Scan the records for the word "TypeScript". Copy each line that includes it.

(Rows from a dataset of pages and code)
******************************

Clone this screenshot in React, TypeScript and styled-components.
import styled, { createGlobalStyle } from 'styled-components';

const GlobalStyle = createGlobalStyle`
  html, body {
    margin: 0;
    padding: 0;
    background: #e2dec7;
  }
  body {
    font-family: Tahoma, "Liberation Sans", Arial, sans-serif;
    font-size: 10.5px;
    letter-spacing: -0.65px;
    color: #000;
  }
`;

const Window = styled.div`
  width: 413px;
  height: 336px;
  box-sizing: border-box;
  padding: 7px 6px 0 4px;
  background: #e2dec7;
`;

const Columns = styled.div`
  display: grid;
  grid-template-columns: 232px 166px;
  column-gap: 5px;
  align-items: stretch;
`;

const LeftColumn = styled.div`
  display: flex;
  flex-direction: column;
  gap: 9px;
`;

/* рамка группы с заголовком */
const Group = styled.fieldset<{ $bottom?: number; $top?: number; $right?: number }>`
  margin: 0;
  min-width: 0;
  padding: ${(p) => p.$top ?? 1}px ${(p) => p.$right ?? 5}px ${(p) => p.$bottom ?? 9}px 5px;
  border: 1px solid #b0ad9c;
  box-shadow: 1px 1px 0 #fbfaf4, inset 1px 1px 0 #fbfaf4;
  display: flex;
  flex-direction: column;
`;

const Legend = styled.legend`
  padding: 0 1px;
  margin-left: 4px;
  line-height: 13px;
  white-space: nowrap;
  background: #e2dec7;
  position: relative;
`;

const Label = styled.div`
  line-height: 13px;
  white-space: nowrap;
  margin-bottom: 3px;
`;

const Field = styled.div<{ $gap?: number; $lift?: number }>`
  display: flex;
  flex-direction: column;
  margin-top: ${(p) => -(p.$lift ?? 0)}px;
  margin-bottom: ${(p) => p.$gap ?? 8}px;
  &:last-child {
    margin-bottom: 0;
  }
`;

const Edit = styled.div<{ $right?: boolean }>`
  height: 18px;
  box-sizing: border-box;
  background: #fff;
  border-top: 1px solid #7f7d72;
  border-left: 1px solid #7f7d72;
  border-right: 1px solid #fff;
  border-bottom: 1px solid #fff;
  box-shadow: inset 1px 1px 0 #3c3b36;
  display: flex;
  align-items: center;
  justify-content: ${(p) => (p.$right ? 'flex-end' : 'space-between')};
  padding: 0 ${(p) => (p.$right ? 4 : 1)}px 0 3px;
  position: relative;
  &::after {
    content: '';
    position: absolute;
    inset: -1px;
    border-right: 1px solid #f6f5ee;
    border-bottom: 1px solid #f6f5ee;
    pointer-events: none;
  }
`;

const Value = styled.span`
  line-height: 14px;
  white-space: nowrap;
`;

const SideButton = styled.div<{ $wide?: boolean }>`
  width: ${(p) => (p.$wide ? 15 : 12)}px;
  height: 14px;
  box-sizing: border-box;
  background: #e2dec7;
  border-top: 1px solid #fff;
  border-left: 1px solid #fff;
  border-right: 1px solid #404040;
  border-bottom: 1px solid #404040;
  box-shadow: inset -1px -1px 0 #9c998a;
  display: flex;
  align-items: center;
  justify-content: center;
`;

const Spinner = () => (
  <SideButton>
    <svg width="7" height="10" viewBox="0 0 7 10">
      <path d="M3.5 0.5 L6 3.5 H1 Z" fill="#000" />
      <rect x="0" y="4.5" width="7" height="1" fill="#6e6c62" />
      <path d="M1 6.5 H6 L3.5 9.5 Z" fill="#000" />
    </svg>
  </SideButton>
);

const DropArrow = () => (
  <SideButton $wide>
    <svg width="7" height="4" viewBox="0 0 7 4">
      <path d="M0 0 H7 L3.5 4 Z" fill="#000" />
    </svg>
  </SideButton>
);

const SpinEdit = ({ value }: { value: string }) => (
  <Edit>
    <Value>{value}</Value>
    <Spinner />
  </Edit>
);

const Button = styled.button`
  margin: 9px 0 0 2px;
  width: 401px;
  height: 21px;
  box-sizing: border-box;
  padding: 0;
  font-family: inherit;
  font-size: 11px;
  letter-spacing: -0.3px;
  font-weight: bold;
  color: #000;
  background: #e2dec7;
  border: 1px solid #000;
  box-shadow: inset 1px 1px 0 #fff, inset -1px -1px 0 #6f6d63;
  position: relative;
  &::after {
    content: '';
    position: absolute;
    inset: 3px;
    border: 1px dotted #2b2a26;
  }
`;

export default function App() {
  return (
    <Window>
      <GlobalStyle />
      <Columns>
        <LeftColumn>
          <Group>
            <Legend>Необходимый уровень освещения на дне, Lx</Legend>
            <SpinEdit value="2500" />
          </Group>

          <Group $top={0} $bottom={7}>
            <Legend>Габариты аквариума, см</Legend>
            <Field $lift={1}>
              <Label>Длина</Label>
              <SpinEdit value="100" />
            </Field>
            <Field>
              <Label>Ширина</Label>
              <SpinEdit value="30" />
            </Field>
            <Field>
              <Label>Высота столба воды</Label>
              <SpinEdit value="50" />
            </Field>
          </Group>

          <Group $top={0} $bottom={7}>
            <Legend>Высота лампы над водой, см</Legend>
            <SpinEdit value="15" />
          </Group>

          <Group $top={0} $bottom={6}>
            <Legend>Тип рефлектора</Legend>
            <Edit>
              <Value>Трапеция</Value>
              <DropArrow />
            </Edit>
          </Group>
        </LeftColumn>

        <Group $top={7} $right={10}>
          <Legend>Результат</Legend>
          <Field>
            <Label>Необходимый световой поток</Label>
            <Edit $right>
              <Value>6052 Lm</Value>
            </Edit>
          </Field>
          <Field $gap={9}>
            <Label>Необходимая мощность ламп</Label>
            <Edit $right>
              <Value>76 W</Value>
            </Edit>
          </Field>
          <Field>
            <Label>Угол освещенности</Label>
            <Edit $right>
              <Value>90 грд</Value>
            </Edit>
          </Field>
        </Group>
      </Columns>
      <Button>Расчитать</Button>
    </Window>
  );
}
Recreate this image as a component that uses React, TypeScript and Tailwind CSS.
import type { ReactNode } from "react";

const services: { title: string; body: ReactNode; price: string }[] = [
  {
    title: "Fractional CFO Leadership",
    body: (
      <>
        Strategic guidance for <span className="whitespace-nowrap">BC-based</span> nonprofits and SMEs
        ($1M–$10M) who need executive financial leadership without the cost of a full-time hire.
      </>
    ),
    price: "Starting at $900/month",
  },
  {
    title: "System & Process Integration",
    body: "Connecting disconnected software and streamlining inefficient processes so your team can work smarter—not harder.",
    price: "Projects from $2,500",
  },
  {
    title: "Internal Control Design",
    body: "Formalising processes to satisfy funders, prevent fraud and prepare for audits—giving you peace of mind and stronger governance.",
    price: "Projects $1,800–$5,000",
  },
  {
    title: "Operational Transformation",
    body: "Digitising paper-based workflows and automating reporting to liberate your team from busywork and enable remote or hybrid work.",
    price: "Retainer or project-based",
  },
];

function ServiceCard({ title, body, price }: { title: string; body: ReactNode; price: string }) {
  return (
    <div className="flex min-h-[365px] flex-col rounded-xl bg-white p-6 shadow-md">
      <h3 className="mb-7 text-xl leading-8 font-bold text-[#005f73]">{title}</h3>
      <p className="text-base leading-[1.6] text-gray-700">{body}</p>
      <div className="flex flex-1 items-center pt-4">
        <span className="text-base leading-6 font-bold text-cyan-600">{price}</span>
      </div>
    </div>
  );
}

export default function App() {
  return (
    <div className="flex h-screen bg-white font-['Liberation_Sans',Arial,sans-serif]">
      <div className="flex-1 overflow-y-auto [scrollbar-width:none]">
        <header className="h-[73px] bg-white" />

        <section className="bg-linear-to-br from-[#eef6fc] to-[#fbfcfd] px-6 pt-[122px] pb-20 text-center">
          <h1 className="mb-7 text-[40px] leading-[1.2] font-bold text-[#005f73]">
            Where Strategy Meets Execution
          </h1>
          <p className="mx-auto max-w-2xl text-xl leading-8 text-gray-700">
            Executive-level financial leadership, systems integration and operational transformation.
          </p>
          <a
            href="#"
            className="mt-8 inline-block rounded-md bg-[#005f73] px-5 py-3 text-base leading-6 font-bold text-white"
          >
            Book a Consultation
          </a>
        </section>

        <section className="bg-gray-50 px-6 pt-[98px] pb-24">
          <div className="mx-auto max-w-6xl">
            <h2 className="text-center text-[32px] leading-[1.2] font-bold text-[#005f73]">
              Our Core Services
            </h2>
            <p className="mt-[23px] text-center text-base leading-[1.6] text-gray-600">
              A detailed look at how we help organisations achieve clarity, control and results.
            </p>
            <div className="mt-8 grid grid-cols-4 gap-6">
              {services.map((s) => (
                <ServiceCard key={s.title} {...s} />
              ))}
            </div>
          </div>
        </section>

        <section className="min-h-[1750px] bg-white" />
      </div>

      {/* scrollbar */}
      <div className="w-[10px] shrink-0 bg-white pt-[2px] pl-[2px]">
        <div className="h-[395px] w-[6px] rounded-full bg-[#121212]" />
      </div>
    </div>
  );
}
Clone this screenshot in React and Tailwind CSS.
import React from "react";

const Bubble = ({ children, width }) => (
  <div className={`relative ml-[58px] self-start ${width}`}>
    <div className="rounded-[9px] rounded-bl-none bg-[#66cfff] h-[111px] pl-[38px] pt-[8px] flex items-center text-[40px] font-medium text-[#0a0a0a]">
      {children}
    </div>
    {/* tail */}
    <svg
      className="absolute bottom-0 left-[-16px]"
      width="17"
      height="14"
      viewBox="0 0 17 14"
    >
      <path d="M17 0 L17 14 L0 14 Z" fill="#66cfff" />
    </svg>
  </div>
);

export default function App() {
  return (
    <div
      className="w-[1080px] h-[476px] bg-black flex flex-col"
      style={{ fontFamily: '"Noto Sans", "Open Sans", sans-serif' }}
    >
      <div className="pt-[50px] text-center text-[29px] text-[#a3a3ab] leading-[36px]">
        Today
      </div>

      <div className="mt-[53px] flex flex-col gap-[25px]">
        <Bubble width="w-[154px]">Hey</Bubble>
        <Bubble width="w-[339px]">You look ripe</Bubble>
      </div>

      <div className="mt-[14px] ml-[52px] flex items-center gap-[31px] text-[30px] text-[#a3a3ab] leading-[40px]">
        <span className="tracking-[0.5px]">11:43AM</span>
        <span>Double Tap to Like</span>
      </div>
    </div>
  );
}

******************************

[Right answer]
Clone this screenshot in React, TypeScript and styled-components.
Recreate this image as a component that uses React, TypeScript and Tailwind CSS.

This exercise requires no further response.